- Given exercise: Filter the data below for the string "screenshot" and copy each matching line.

- Exercise materials:
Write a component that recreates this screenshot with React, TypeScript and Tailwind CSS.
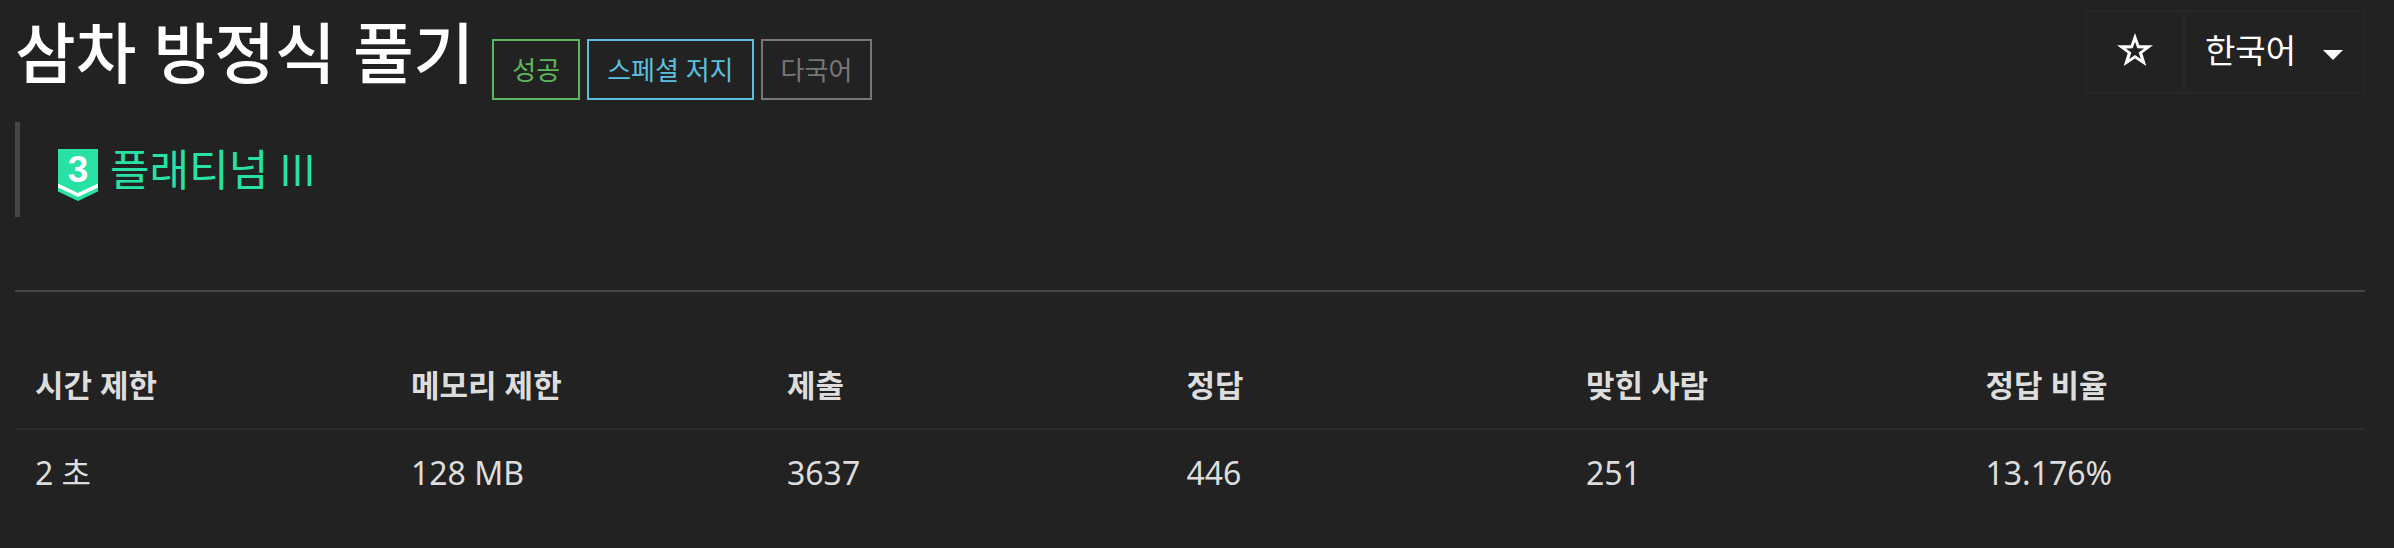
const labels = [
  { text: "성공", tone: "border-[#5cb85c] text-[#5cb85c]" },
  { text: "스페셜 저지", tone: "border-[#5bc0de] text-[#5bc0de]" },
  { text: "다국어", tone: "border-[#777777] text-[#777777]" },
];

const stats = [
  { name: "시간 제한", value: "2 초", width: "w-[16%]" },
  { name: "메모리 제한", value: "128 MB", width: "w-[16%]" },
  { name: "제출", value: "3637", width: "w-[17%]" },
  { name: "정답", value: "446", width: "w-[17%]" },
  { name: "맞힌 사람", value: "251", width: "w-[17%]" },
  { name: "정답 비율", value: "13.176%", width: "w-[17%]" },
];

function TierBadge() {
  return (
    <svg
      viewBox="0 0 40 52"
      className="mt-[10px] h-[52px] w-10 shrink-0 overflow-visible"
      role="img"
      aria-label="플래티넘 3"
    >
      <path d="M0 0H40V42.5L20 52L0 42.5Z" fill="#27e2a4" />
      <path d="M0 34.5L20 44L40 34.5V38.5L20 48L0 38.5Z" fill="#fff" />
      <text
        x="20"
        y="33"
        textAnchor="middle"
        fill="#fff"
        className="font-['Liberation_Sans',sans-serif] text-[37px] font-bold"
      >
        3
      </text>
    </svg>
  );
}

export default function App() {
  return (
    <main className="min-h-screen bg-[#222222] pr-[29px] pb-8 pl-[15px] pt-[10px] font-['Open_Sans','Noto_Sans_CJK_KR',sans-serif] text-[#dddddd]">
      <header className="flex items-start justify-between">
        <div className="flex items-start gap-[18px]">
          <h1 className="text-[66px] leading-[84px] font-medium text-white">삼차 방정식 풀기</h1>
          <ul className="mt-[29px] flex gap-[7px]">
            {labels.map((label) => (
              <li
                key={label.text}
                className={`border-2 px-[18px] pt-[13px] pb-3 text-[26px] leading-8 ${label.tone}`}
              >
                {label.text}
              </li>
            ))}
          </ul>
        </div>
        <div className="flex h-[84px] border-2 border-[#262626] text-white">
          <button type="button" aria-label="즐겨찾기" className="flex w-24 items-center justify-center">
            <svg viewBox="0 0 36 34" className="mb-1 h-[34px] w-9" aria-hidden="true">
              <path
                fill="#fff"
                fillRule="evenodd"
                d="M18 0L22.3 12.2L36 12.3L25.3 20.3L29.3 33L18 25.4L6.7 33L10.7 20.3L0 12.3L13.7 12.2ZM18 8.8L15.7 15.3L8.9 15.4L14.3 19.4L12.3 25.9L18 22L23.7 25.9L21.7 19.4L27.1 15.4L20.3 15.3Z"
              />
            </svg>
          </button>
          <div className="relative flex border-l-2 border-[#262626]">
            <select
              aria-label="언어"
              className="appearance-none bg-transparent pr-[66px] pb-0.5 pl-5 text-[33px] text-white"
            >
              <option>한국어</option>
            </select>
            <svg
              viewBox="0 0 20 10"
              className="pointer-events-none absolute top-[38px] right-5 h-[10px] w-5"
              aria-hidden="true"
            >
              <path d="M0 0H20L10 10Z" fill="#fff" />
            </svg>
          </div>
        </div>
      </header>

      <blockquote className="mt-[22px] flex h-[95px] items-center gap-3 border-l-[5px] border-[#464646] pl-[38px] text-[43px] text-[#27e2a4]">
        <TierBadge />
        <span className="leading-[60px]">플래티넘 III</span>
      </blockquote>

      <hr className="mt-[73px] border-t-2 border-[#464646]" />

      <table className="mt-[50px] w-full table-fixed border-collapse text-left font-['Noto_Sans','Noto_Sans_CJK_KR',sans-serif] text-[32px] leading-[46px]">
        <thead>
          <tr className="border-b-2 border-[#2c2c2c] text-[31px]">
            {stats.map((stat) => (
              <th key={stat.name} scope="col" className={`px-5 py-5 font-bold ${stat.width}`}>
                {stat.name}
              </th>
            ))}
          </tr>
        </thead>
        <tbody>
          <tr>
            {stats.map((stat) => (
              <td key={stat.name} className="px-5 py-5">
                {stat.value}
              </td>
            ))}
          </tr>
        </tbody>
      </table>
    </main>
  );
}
...
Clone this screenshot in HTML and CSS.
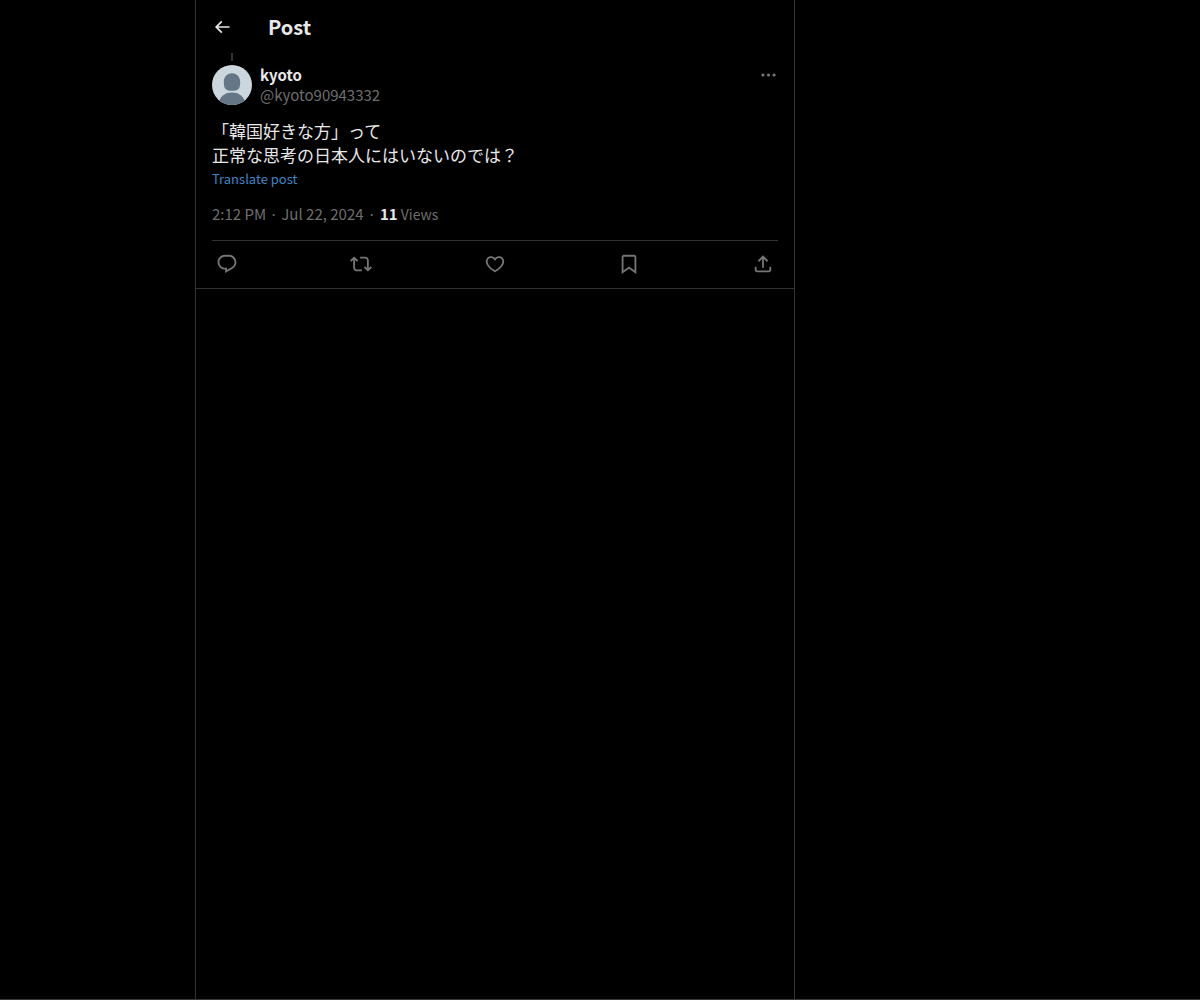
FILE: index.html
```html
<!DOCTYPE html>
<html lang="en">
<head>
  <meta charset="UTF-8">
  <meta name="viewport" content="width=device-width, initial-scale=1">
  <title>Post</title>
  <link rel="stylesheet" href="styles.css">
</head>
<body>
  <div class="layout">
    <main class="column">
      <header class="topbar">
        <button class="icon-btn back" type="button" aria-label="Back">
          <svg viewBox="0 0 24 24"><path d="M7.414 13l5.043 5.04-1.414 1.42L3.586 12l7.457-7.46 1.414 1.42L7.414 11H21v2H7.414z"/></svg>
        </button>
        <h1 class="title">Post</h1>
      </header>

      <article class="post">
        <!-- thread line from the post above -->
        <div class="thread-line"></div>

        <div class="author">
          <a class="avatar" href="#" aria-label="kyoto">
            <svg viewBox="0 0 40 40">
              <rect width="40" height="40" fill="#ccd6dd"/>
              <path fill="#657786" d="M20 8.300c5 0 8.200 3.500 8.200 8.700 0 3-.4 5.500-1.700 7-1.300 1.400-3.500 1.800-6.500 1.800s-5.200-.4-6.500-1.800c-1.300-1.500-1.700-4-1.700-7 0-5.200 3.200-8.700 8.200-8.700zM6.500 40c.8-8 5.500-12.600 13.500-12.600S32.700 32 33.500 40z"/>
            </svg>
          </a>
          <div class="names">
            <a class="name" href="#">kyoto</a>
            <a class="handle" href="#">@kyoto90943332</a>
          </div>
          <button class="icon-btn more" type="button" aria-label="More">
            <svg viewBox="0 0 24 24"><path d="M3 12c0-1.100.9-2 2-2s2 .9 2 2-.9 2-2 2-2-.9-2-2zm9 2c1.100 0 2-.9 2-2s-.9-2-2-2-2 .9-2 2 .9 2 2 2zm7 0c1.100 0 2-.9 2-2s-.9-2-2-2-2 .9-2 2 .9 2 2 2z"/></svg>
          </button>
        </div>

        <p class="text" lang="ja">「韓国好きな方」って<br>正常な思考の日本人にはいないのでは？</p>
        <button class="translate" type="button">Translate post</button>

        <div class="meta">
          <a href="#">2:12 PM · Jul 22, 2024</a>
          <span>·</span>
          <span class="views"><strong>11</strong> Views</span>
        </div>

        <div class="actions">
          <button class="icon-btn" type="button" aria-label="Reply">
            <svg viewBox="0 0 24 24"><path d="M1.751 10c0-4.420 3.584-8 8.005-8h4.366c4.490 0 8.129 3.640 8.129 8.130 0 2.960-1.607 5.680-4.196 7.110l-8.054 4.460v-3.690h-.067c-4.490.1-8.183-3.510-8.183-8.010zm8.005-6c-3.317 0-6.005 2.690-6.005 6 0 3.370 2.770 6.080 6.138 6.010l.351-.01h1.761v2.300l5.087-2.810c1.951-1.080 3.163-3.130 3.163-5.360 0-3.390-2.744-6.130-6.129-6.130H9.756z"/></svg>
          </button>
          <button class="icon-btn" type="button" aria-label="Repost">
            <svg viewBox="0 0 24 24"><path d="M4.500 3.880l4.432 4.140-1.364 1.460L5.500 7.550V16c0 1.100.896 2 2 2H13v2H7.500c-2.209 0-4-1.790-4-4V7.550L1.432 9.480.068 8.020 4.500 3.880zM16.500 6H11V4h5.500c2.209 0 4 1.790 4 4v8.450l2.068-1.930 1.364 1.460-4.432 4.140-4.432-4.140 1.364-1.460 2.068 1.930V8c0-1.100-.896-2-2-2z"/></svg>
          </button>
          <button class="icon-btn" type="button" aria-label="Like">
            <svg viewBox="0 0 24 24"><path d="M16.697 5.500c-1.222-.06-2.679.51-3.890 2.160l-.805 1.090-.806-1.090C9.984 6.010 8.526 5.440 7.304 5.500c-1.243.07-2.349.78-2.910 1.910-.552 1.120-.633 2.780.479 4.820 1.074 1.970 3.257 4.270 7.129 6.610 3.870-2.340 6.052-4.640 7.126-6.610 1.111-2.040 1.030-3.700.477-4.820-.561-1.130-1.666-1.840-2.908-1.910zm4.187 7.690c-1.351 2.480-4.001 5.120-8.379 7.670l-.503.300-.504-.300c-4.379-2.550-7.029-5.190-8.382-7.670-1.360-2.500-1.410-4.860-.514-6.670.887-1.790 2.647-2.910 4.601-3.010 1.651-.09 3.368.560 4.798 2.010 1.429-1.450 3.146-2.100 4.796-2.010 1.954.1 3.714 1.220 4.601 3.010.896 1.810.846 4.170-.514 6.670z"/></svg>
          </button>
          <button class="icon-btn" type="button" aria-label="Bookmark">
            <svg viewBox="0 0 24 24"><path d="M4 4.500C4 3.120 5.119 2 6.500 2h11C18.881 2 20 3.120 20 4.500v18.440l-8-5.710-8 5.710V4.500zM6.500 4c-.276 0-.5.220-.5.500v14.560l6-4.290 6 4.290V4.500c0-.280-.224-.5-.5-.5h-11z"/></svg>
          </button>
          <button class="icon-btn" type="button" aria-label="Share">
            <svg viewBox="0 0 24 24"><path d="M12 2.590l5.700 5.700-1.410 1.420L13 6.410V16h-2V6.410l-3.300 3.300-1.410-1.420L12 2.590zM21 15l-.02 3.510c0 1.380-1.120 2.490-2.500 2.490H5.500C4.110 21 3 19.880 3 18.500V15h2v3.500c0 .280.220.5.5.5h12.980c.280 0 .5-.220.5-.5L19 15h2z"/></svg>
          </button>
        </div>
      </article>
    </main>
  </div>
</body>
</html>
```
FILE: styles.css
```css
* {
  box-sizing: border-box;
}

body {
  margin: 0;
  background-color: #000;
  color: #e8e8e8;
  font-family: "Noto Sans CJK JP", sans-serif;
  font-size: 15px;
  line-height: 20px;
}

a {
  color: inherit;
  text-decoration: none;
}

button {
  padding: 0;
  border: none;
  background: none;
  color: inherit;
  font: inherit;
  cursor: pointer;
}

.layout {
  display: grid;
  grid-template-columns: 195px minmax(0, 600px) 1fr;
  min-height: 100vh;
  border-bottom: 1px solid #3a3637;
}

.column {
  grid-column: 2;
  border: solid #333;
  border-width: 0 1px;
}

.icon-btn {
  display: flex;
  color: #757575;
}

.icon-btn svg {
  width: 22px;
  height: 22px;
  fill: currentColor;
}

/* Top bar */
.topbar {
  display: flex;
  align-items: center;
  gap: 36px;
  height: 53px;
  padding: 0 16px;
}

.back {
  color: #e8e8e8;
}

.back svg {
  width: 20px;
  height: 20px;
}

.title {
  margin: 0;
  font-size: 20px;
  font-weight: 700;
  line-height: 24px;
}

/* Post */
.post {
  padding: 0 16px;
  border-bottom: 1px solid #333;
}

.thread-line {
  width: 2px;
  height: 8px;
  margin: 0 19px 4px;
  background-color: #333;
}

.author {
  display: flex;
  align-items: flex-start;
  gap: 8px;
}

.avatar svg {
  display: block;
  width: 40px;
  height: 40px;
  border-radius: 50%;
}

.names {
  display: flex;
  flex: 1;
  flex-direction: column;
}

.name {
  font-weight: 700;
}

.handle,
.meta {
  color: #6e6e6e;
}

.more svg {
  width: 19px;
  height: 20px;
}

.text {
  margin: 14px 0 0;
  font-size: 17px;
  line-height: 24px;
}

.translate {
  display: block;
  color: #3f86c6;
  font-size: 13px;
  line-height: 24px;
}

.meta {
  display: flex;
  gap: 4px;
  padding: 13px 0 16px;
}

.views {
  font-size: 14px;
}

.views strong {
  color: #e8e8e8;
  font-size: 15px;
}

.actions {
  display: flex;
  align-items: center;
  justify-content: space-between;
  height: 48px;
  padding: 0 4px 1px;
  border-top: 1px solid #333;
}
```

- Full output:
Write a component that recreates this screenshot with React, TypeScript and Tailwind CSS.
Clone this screenshot in HTML and CSS.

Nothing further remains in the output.